# Tumeric for dogs with cancer



## ssacres (Sep 29, 2012)

Just wanted to post this about tumeric. I really do believe it helped my Allie in many ways. This was a good site. www.dogcancer.net.au/dog-cancer-circumin.php Because of Allies age we did not test her for thyroid cancer but the vet seemed to think it may have been cancer. I started her on tumeric and it appeared to keep the lump from growing in size. I will say if they throw up it stains carpeting. I guess I didn't care much and she only had that happen twice after months of taking it. There is much research on this if you google it..


----------



## Buddy's mom forever (Jun 23, 2011)

Thanks for sharing. What was the dosage you gave her?


----------



## ssacres (Sep 29, 2012)

Allie was getting 720 mgs twice per day. One in the morning and one at night in a spoonful of yogert. I really believe it helped her. It is suppose to help with pain also. An anti inflamatory. I have Bessy on it for her skin issues and it seems to be helping. I am a research junkie. Especially into natural treatments. I also plan on starting Mia on it as a prevention when she gets a bit older. Probably should not be used if your dog has diabeties. It is that way in humans but not sure about dogs with out more research.


----------



## Lucky Penny (Nov 13, 2011)

Before Penny got really sick, I had been giving it to her. I can look at the brand that my holistic vet had us giving her, and the amount when I am home. It is also suppose to make radiation stronger. I was also in communication with a scientist who had done a lot of studies with curcumin with animals and people. It was over a year ago, so his name slipped my head. If I come across his website, I will provide the link. What I remember him telling me, is that curcumin works with high amounts of it. Also, he found that there was little to none side effects from to much curcumin. I had to stop, because Penny is really sick, but once she gets better and able to take pills easily, I will continue giving it to her.


----------



## ssacres (Sep 29, 2012)

Lucky Penny said:


> Before Penny got really sick, I had been giving it to her. I can look at the brand that my holistic vet had us giving her, and the amount when I am home. It is also suppose to make radiation stronger. I was also in communication with a scientist who had done a lot of studies with curcumin with animals and people. It was over a year ago, so his name slipped my head. If I come across his website, I will provide the link. What I remember him telling me, is that curcumin works with high amounts of it. Also, he found that there was little to none side effects from to much curcumin. I had to stop, because Penny is really sick, but once she gets better and able to take pills easily, I will continue giving it to her.

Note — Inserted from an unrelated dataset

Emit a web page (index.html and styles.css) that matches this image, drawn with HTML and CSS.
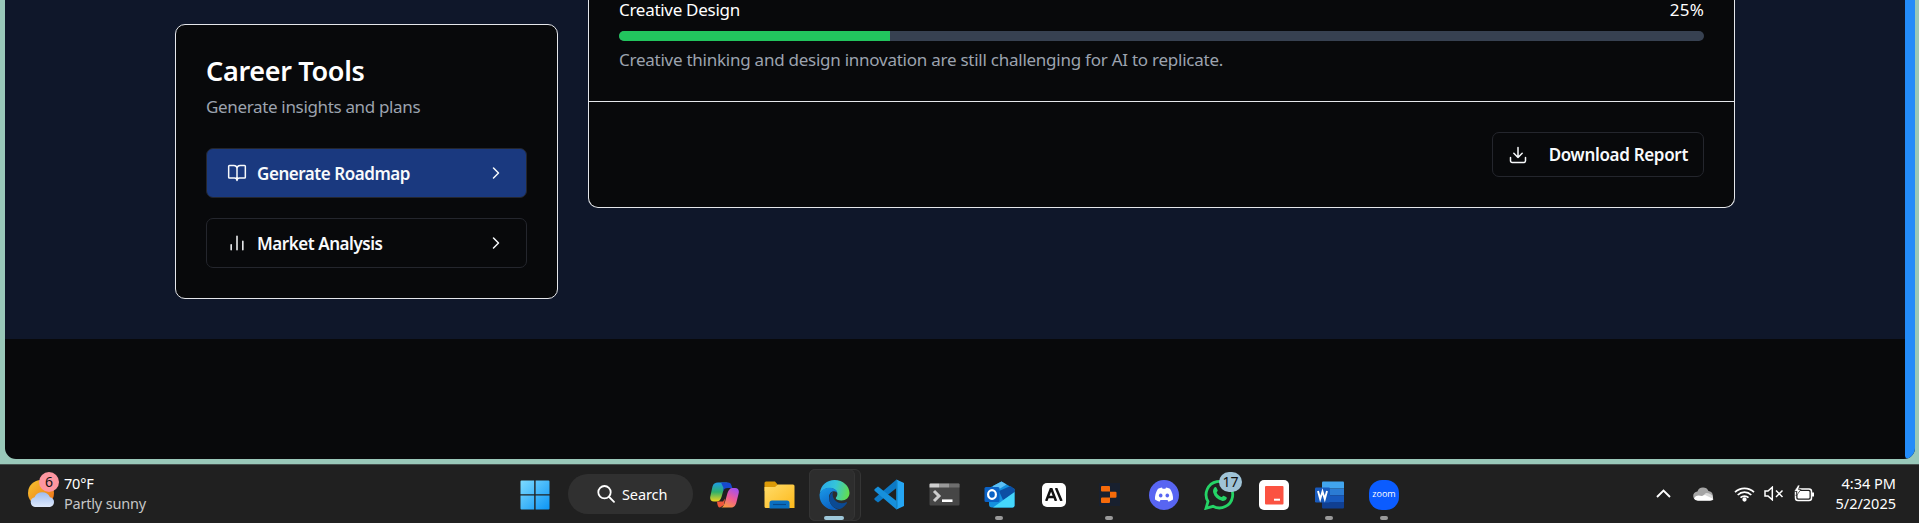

May I ask the reason you were giving Penny tumeric? I love the idea of a holistic vet but there are none in my area. So I try to do my own research. Its like I won't use the spot on treatment for fleas and instead use diatomaceous earth. I know it works and is chemical free. I just do not like chemicals. As I have said, I am a natural girl. My own Dr. doesn't like me because I won't take the drugs they want me on. I know sometimes we do not have a choice. For us or our fur babies.


----------



## Lucky Penny (Nov 13, 2011)

Penny is currently fighting cancer, she has been fighting it for three years now. I started giving her curcumin because the holistic vet I go to see suggested it. I started doing research on it not to long after I started it. That is to bad you do not have any holistic vets near you. I take all my animals to my holistic vet along side my regular vet. I use diatomaceous earth as well. All though, this summer/fall, I am using Vectra on my younger dog that gets out more then my sick Penny. Fleas are just so bad, that I just didn't want to deal with them. Even though holistically, I could get rid of them, I didn't even want to see one, I was burnt out mentally of fleas! I agree about chemicals. I try my best to not over due it with chemicals. I guess we pick and choose our battles!


----------



## ssacres (Sep 29, 2012)

Lucky Penny said:


> Penny is currently fighting cancer, she has been fighting it for three years now. I started giving her curcumin because the holistic vet I go to see suggested it. I started doing research on it not to long after I started it. That is to bad you do not have any holistic vets near you. I take all my animals to my holistic vet along side my regular vet. I use diatomaceous earth as well. All though, this summer/fall, I am using Vectra on my younger dog that gets out more then my sick Penny. Fleas are just so bad, that I just didn't want to deal with them. Even though holistically, I could get rid of them, I didn't even want to see one, I was burnt out mentally of fleas! I agree about chemicals. I try my best to not over due it with chemicals. I guess we pick and choose our battles!


 My heart goes out to you and your Penny. I will keep her in my prayers. You too..We do have to pick and choose our battles. I do not know if my Allie had cancer but it looked that way. I only wanted to keep her comfortable the best way I could. She was on pain meds at the end. I just wanted her to not have pain. They are just such a blessing in our lives and it is hard to let go. My life is forever changed now that she is gone. I pray your Penny will be just fine.


----------



## Lucky Penny (Nov 13, 2011)

ssacres said:


> My heart goes out to you and your Penny. I will keep her in my prayers. You too..We do have to pick and choose our battles. I do not know if my Allie had cancer but it looked that way. I only wanted to keep her comfortable the best way I could. She was on pain meds at the end. I just wanted her to not have pain. They are just such a blessing in our lives and it is hard to let go. My life is forever changed now that she is gone. I pray your Penny will be just fine.



Thank you for your kind thoughts and prayers. It sounds like you did everything you possibly could for your sweet Allie. I am glad she was on a lot of pain medicine. It must of been difficult for you to let her go. I agree, dogs are a blessing in our lives. I have learned so much from Penny, and I try my best to enjoy every day to it's fullest. That is what a dog does after all! 

Here is the link for the medicine Penny was on, and I hope to get her back on when she feels better:
Thorne Research - Meriva-SR<sup>®</sup> - SF775

Penny was getting 6 pills total a day. What kind did you use with Allie?


----------